# [OBJECTIVE]
Transcribe the lines from the start of the data below through the line with "line-height: 43px;", word for word and nothing more.

# [DATASET SECTION]
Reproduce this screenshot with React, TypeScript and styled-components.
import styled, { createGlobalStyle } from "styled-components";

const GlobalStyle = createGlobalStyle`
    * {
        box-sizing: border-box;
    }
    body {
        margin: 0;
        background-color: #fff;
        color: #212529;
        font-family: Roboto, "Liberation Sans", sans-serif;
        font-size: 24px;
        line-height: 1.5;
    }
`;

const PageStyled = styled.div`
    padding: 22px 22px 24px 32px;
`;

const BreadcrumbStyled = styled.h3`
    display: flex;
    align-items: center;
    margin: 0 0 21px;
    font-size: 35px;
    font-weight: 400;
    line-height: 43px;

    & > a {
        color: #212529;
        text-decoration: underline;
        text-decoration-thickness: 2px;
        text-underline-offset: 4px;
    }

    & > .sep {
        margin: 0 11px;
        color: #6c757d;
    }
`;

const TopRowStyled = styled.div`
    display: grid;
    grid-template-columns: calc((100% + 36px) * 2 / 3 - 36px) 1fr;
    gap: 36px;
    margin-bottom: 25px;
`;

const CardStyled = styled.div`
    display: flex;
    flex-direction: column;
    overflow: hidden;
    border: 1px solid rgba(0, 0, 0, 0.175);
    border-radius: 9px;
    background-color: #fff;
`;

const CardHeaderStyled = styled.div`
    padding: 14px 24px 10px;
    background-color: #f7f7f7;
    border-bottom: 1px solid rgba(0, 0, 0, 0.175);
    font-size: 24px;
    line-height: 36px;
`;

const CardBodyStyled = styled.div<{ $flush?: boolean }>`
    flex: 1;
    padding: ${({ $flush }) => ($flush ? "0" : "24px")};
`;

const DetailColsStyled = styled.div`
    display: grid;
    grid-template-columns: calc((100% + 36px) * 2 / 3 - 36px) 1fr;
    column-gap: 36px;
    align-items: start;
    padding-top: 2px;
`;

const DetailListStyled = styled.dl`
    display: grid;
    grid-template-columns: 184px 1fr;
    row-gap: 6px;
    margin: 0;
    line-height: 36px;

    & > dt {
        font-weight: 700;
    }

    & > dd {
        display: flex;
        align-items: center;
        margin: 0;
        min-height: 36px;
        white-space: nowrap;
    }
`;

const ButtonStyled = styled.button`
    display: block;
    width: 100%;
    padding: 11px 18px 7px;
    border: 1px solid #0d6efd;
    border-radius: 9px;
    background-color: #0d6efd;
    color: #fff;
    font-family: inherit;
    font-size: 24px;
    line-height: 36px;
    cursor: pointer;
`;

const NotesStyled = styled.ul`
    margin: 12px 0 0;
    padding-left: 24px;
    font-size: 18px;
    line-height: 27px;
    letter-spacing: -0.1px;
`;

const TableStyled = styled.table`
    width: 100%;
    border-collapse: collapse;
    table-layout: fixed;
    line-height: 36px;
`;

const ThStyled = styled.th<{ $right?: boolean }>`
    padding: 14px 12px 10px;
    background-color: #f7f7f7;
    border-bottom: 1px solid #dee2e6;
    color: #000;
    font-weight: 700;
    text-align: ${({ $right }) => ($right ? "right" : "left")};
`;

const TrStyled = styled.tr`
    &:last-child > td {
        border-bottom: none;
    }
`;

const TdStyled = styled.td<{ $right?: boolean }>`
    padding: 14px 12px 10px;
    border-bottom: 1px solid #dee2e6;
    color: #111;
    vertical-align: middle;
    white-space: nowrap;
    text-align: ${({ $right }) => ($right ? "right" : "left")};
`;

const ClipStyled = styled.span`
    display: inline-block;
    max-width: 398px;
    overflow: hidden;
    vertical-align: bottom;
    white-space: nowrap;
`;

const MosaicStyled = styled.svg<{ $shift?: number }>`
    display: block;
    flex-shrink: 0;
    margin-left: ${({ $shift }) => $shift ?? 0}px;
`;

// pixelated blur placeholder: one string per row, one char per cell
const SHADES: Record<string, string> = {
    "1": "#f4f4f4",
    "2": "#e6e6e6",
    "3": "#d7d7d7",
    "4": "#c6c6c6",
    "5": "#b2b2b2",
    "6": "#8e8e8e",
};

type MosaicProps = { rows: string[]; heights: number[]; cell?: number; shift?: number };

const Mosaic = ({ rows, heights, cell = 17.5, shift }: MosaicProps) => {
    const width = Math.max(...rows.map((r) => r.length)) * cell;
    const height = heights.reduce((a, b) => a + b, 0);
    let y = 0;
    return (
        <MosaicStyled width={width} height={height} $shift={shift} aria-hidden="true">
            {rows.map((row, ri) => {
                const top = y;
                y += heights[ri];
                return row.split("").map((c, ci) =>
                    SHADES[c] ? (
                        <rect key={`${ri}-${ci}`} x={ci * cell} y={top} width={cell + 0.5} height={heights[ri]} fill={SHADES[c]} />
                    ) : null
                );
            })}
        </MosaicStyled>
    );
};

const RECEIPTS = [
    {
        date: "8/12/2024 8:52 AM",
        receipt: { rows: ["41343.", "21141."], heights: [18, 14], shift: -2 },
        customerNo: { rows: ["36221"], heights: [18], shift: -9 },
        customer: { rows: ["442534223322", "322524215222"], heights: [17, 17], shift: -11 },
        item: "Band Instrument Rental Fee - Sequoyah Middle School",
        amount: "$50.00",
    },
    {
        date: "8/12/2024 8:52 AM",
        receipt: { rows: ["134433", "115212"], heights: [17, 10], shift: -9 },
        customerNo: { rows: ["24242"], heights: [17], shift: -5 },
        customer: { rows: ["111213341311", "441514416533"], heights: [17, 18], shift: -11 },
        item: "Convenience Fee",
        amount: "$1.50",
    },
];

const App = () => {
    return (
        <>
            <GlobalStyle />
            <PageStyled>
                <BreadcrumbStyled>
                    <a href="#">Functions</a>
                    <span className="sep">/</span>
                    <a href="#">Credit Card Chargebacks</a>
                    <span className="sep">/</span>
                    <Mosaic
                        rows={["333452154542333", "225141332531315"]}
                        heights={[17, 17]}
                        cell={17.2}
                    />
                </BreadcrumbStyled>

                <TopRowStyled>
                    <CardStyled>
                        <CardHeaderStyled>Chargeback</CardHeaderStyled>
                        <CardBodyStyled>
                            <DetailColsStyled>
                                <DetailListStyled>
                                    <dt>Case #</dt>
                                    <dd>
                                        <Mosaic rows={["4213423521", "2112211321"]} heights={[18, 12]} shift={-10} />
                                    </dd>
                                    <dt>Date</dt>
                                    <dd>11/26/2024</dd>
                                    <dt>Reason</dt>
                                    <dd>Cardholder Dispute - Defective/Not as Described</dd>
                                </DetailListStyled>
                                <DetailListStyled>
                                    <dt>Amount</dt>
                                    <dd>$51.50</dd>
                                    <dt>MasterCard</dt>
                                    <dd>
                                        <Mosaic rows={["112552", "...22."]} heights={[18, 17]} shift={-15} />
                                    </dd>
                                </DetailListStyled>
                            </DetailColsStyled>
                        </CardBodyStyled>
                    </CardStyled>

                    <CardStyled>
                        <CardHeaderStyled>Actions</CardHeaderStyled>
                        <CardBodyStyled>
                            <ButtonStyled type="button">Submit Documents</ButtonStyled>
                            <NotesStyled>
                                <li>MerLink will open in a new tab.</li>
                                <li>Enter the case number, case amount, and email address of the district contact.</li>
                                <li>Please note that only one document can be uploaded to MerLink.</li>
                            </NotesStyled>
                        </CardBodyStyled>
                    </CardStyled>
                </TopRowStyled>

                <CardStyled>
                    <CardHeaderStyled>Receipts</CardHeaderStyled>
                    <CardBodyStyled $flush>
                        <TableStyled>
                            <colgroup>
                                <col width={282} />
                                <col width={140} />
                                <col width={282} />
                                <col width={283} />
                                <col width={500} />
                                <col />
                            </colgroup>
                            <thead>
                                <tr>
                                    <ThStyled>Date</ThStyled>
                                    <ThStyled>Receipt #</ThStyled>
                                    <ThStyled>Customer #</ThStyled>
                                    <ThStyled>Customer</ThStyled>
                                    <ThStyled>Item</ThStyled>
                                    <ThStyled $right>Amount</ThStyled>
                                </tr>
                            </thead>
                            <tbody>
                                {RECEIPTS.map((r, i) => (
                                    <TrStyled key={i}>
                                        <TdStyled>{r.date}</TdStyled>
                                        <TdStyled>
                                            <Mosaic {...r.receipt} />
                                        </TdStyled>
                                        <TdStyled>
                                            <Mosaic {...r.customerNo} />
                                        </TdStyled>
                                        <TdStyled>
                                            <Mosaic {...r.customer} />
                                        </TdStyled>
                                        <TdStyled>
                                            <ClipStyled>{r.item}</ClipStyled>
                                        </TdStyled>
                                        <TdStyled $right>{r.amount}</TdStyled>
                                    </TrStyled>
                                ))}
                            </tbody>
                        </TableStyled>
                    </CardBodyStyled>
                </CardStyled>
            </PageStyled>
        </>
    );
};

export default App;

# [RESULT]
Reproduce this screenshot with React, TypeScript and styled-components.
import styled, { createGlobalStyle } from "styled-components";

const GlobalStyle = createGlobalStyle`
    * {
        box-sizing: border-box;
    }
    body {
        margin: 0;
        background-color: #fff;
        color: #212529;
        font-family: Roboto, "Liberation Sans", sans-serif;
        font-size: 24px;
        line-height: 1.5;
    }
`;

const PageStyled = styled.div`
    padding: 22px 22px 24px 32px;
`;

const BreadcrumbStyled = styled.h3`
    display: flex;
    align-items: center;
    margin: 0 0 21px;
    font-size: 35px;
    font-weight: 400;
    line-height: 43px;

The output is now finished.